GIVEN DATA:
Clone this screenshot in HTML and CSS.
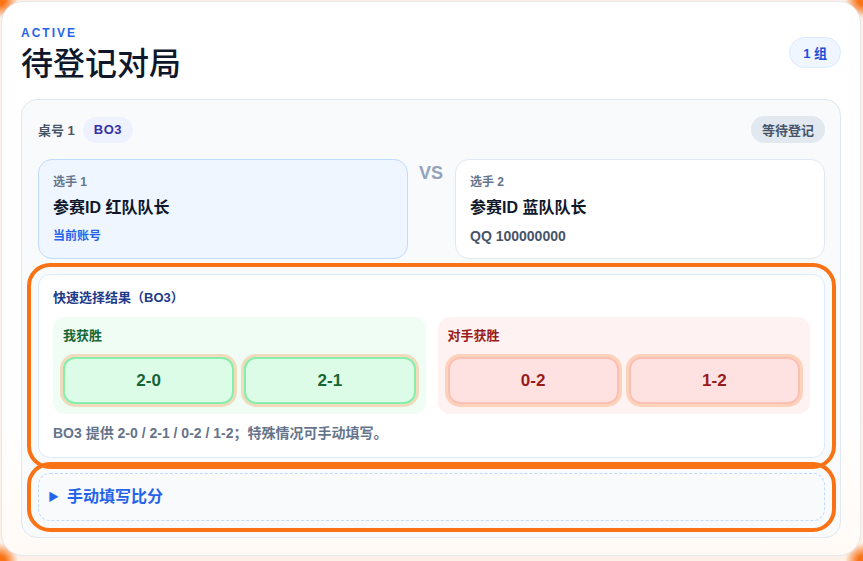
FILE: index.html
```html
<!DOCTYPE html>
<html lang="zh-CN">
<head>
<meta charset="utf-8">
<title>待登记对局</title>
<link rel="stylesheet" href="styles.css">
</head>
<body>
<section class="card">
  <header class="card-head">
    <div class="head-text">
      <div class="eyebrow">ACTIVE</div>
      <h1 class="title">待登记对局</h1>
    </div>
    <span class="count-pill">1 组</span>
  </header>

  <div class="match">
    <div class="match-head">
      <div class="table-info">
        <span class="table-no">桌号 1</span>
        <span class="bo-pill">BO3</span>
      </div>
      <span class="status-pill">等待登记</span>
    </div>

    <div class="players">
      <div class="player player-me">
        <div class="player-label">选手 1</div>
        <div class="player-name">参赛ID 红队队长</div>
        <div class="player-meta meta-me">当前账号</div>
      </div>
      <div class="vs">VS</div>
      <div class="player">
        <div class="player-label">选手 2</div>
        <div class="player-name">参赛ID 蓝队队长</div>
        <div class="player-meta">QQ 100000000</div>
      </div>
    </div>

    <div class="quick focused">
      <div class="quick-title">快速选择结果（BO3）</div>
      <div class="groups">
        <div class="group group-win">
          <div class="group-label">我获胜</div>
          <div class="btns">
            <button class="score score-win">2-0</button>
            <button class="score score-win">2-1</button>
          </div>
        </div>
        <div class="group group-lose">
          <div class="group-label">对手获胜</div>
          <div class="btns">
            <button class="score score-lose">0-2</button>
            <button class="score score-lose">1-2</button>
          </div>
        </div>
      </div>
      <div class="hint">BO3 提供 2-0 / 2-1 / 0-2 / 1-2；特殊情况可手动填写。</div>
    </div>

    <details class="manual focused">
      <summary class="manual-summary"><span class="tri">▶</span>手动填写比分</summary>
    </details>
  </div>
</section>
</body>
</html>
```

FILE: styles.css
```css
* { box-sizing: border-box; }

html, body {
  margin: 0;
  height: 100%;
}

body {
  padding: 1px 2px 4px 1px;
  font-family: "Liberation Sans", "Noto Sans CJK SC", sans-serif;
  color: #0f172a;
  background:
    radial-gradient(circle at 0 0, #f97316 0, #f97316 5px, rgba(249,115,22,0) 18px),
    radial-gradient(circle at 100% 0, #f97316 0, #f97316 5px, rgba(249,115,22,0) 18px),
    radial-gradient(circle at 0 100%, #f97316 0, #f97316 5px, rgba(249,115,22,0) 18px),
    radial-gradient(circle at 100% 100%, #f97316 0, #f97316 5px, rgba(249,115,22,0) 18px),
    #fcf0e8;
}

.card {
  border: 1px solid #e5e7eb;
  border-radius: 22px;
  background: linear-gradient(180deg, #ffffff 0%, #ffffff 75%, #fffaf6 100%);
  padding: 23px 19px 17px 19px;
}

.card-head {
  display: flex;
  justify-content: space-between;
  align-items: center;
  margin-bottom: 16px;
}

.eyebrow {
  font-size: 12px;
  line-height: 16px;
  font-weight: 700;
  letter-spacing: 2px;
  color: #2563eb;
}

.title {
  margin: 4px 0 0 0;
  font-size: 32px;
  line-height: 38px;
  font-weight: 500;
  color: #0f172a;
}

.count-pill {
  display: inline-flex;
  align-items: center;
  height: 31px;
  padding: 0 13px;
  margin-bottom: 3px;
  border-radius: 999px;
  border: 1px solid #dbeafe;
  background: #eff6ff;
  color: #1d4ed8;
  font-size: 13px;
  font-weight: 700;
}

.match {
  border: 1px solid #e2e8f0;
  border-radius: 16px;
  background: #f8fafc;
  padding: 16px 15px 16px 16px;
  display: flex;
  flex-direction: column;
  gap: 15px;
}

.match-head {
  display: flex;
  justify-content: space-between;
  align-items: center;
  margin-bottom: 1px;
}

.table-info {
  display: flex;
  align-items: center;
  gap: 8px;
}

.table-no {
  font-size: 13px;
  font-weight: 700;
  color: #475569;
}

.bo-pill {
  display: inline-flex;
  align-items: center;
  height: 26px;
  padding: 0 11px;
  border-radius: 999px;
  background: #eef2ff;
  color: #3730a3;
  font-size: 13px;
  font-weight: 700;
  letter-spacing: 0.5px;
}

.status-pill {
  display: inline-flex;
  align-items: center;
  height: 27px;
  padding: 0 11px;
  border-radius: 999px;
  background: #e2e8f0;
  color: #475569;
  font-size: 13px;
  font-weight: 700;
}

.players {
  display: grid;
  grid-template-columns: 1fr auto 1fr;
  gap: 11px;
}

.player {
  border: 1px solid #e2e8f0;
  border-radius: 14px;
  background: #ffffff;
  padding: 14px 14px 14px 14px;
}

.player-me {
  background: #eff6ff;
  border-color: #bfdbfe;
}

.player-label {
  font-size: 12px;
  line-height: 16px;
  font-weight: 700;
  color: #64748b;
}

.player-name {
  margin-top: 8px;
  font-size: 16px;
  line-height: 20px;
  font-weight: 700;
  color: #0f172a;
}

.player-meta {
  margin-top: 10px;
  font-size: 14px;
  line-height: 16px;
  font-weight: 700;
  color: #475569;
}

.meta-me {
  font-size: 12px;
  color: #2563eb;
}

.vs {
  width: 25px;
  padding-top: 4px;
  font-size: 18px;
  line-height: 20px;
  font-weight: 700;
  color: #94a3b8;
}

.focused {
  outline: 4px solid #f97316;
  outline-offset: 7px;
}

.quick {
  border: 1px solid #dbeafe;
  border-radius: 12px;
  background: #ffffff;
  padding: 14px 14px 15px 14px;
}

.quick-title {
  font-size: 13px;
  line-height: 18px;
  font-weight: 700;
  color: #1e3a8a;
  margin-bottom: 10px;
}

.groups {
  display: grid;
  grid-template-columns: 1fr 1fr;
  gap: 12px;
}

.group {
  border-radius: 12px;
  padding: 10px;
}

.group-win { background: #f0fdf4; }
.group-lose { background: #fef2f2; }

.group-label {
  font-size: 13px;
  line-height: 18px;
  font-weight: 700;
  margin-bottom: 12px;
}

.group-win .group-label { color: #166534; }
.group-lose .group-label { color: #991b1b; }

.btns {
  display: grid;
  grid-template-columns: 1fr 1fr;
  gap: 10px;
}

.score {
  height: 47px;
  border-radius: 12px;
  font-family: inherit;
  font-size: 17px;
  font-weight: 700;
  box-shadow: 0 0 0 3px rgba(249, 115, 22, 0.25);
  cursor: pointer;
}

.score-win {
  background: #dcfce7;
  border: 2px solid #86efac;
  color: #166534;
}

.score-lose {
  background: #fee2e2;
  border: 2px solid #fbc0b4;
  color: #991b1b;
}

.hint {
  margin-top: 10px;
  font-size: 14px;
  line-height: 18px;
  font-weight: 700;
  color: #64748b;
}

.manual {
  border: 1px dashed #bfdbfe;
  border-radius: 12px;
  background: #f8fafc;
}

.manual-summary {
  list-style: none;
  display: flex;
  align-items: center;
  padding: 15px 9px;
  font-size: 16px;
  line-height: 16px;
  font-weight: 700;
  color: #2563eb;
  cursor: pointer;
}

.manual-summary::-webkit-details-marker { display: none; }

.tri {
  font-size: 11px;
  margin-right: 8px;
  color: #2563eb;
}
```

REQUEST: Write out the full listing verbatim, excluding its pictures.

SOLUTION FOR THIS PROBLEM:
Clone this screenshot in HTML and CSS.
FILE: index.html
```html
<!DOCTYPE html>
<html lang="zh-CN">
<head>
<meta charset="utf-8">
<title>待登记对局</title>
<link rel="stylesheet" href="styles.css">
</head>
<body>
<section class="card">
  <header class="card-head">
    <div class="head-text">
      <div class="eyebrow">ACTIVE</div>
      <h1 class="title">待登记对局</h1>
    </div>
    <span class="count-pill">1 组</span>
  </header>

  <div class="match">
    <div class="match-head">
      <div class="table-info">
        <span class="table-no">桌号 1</span>
        <span class="bo-pill">BO3</span>
      </div>
      <span class="status-pill">等待登记</span>
    </div>

    <div class="players">
      <div class="player player-me">
        <div class="player-label">选手 1</div>
        <div class="player-name">参赛ID 红队队长</div>
        <div class="player-meta meta-me">当前账号</div>
      </div>
      <div class="vs">VS</div>
      <div class="player">
        <div class="player-label">选手 2</div>
        <div class="player-name">参赛ID 蓝队队长</div>
        <div class="player-meta">QQ 100000000</div>
      </div>
    </div>

    <div class="quick focused">
      <div class="quick-title">快速选择结果（BO3）</div>
      <div class="groups">
        <div class="group group-win">
          <div class="group-label">我获胜</div>
          <div class="btns">
            <button class="score score-win">2-0</button>
            <button class="score score-win">2-1</button>
          </div>
        </div>
        <div class="group group-lose">
          <div class="group-label">对手获胜</div>
          <div class="btns">
            <button class="score score-lose">0-2</button>
            <button class="score score-lose">1-2</button>
          </div>
        </div>
      </div>
      <div class="hint">BO3 提供 2-0 / 2-1 / 0-2 / 1-2；特殊情况可手动填写。</div>
    </div>

    <details class="manual focused">
      <summary class="manual-summary"><span class="tri">▶</span>手动填写比分</summary>
    </details>
  </div>
</section>
</body>
</html>
```

FILE: styles.css
```css
* { box-sizing: border-box; }

html, body {
  margin: 0;
  height: 100%;
}

body {
  padding: 1px 2px 4px 1px;
  font-family: "Liberation Sans", "Noto Sans CJK SC", sans-serif;
  color: #0f172a;
  background:
    radial-gradient(circle at 0 0, #f97316 0, #f97316 5px, rgba(249,115,22,0) 18px),
    radial-gradient(circle at 100% 0, #f97316 0, #f97316 5px, rgba(249,115,22,0) 18px),
    radial-gradient(circle at 0 100%, #f97316 0, #f97316 5px, rgba(249,115,22,0) 18px),
    radial-gradient(circle at 100% 100%, #f97316 0, #f97316 5px, rgba(249,115,22,0) 18px),
    #fcf0e8;
}

.card {
  border: 1px solid #e5e7eb;
  border-radius: 22px;
  background: linear-gradient(180deg, #ffffff 0%, #ffffff 75%, #fffaf6 100%);
  padding: 23px 19px 17px 19px;
}

.card-head {
  display: flex;
  justify-content: space-between;
  align-items: center;
  margin-bottom: 16px;
}

.eyebrow {
  font-size: 12px;
  line-height: 16px;
  font-weight: 700;
  letter-spacing: 2px;
  color: #2563eb;
}

.title {
  margin: 4px 0 0 0;
  font-size: 32px;
  line-height: 38px;
  font-weight: 500;
  color: #0f172a;
}

.count-pill {
  display: inline-flex;
  align-items: center;
  height: 31px;
  padding: 0 13px;
  margin-bottom: 3px;
  border-radius: 999px;
  border: 1px solid #dbeafe;
  background: #eff6ff;
  color: #1d4ed8;
  font-size: 13px;
  font-weight: 700;
}

.match {
  border: 1px solid #e2e8f0;
  border-radius: 16px;
  background: #f8fafc;
  padding: 16px 15px 16px 16px;
  display: flex;
  flex-direction: column;
  gap: 15px;
}

.match-head {
  display: flex;
  justify-content: space-between;
  align-items: center;
  margin-bottom: 1px;
}

.table-info {
  display: flex;
  align-items: center;
  gap: 8px;
}

.table-no {
  font-size: 13px;
  font-weight: 700;
  color: #475569;
}

.bo-pill {
  display: inline-flex;
  align-items: center;
  height: 26px;
  padding: 0 11px;
  border-radius: 999px;
  background: #eef2ff;
  color: #3730a3;
  font-size: 13px;
  font-weight: 700;
  letter-spacing: 0.5px;
}

.status-pill {
  display: inline-flex;
  align-items: center;
  height: 27px;
  padding: 0 11px;
  border-radius: 999px;
  background: #e2e8f0;
  color: #475569;
  font-size: 13px;
  font-weight: 700;
}

.players {
  display: grid;
  grid-template-columns: 1fr auto 1fr;
  gap: 11px;
}

.player {
  border: 1px solid #e2e8f0;
  border-radius: 14px;
  background: #ffffff;
  padding: 14px 14px 14px 14px;
}

.player-me {
  background: #eff6ff;
  border-color: #bfdbfe;
}

.player-label {
  font-size: 12px;
  line-height: 16px;
  font-weight: 700;
  color: #64748b;
}

.player-name {
  margin-top: 8px;
  font-size: 16px;
  line-height: 20px;
  font-weight: 700;
  color: #0f172a;
}

.player-meta {
  margin-top: 10px;
  font-size: 14px;
  line-height: 16px;
  font-weight: 700;
  color: #475569;
}

.meta-me {
  font-size: 12px;
  color: #2563eb;
}

.vs {
  width: 25px;
  padding-top: 4px;
  font-size: 18px;
  line-height: 20px;
  font-weight: 700;
  color: #94a3b8;
}

.focused {
  outline: 4px solid #f97316;
  outline-offset: 7px;
}

.quick {
  border: 1px solid #dbeafe;
  border-radius: 12px;
  background: #ffffff;
  padding: 14px 14px 15px 14px;
}

.quick-title {
  font-size: 13px;
  line-height: 18px;
  font-weight: 700;
  color: #1e3a8a;
  margin-bottom: 10px;
}

.groups {
  display: grid;
  grid-template-columns: 1fr 1fr;
  gap: 12px;
}

.group {
  border-radius: 12px;
  padding: 10px;
}

.group-win { background: #f0fdf4; }
.group-lose { background: #fef2f2; }

.group-label {
  font-size: 13px;
  line-height: 18px;
  font-weight: 700;
  margin-bottom: 12px;
}

.group-win .group-label { color: #166534; }
.group-lose .group-label { color: #991b1b; }

.btns {
  display: grid;
  grid-template-columns: 1fr 1fr;
  gap: 10px;
}

.score {
  height: 47px;
  border-radius: 12px;
  font-family: inherit;
  font-size: 17px;
  font-weight: 700;
  box-shadow: 0 0 0 3px rgba(249, 115, 22, 0.25);
  cursor: pointer;
}

.score-win {
  background: #dcfce7;
  border: 2px solid #86efac;
  color: #166534;
}

.score-lose {
  background: #fee2e2;
  border: 2px solid #fbc0b4;
  color: #991b1b;
}

.hint {
  margin-top: 10px;
  font-size: 14px;
  line-height: 18px;
  font-weight: 700;
  color: #64748b;
}

.manual {
  border: 1px dashed #bfdbfe;
  border-radius: 12px;
  background: #f8fafc;
}

.manual-summary {
  list-style: none;
  display: flex;
  align-items: center;
  padding: 15px 9px;
  font-size: 16px;
  line-height: 16px;
  font-weight: 700;
  color: #2563eb;
  cursor: pointer;
}

.manual-summary::-webkit-details-marker { display: none; }

.tri {
  font-size: 11px;
  margin-right: 8px;
  color: #2563eb;
}
```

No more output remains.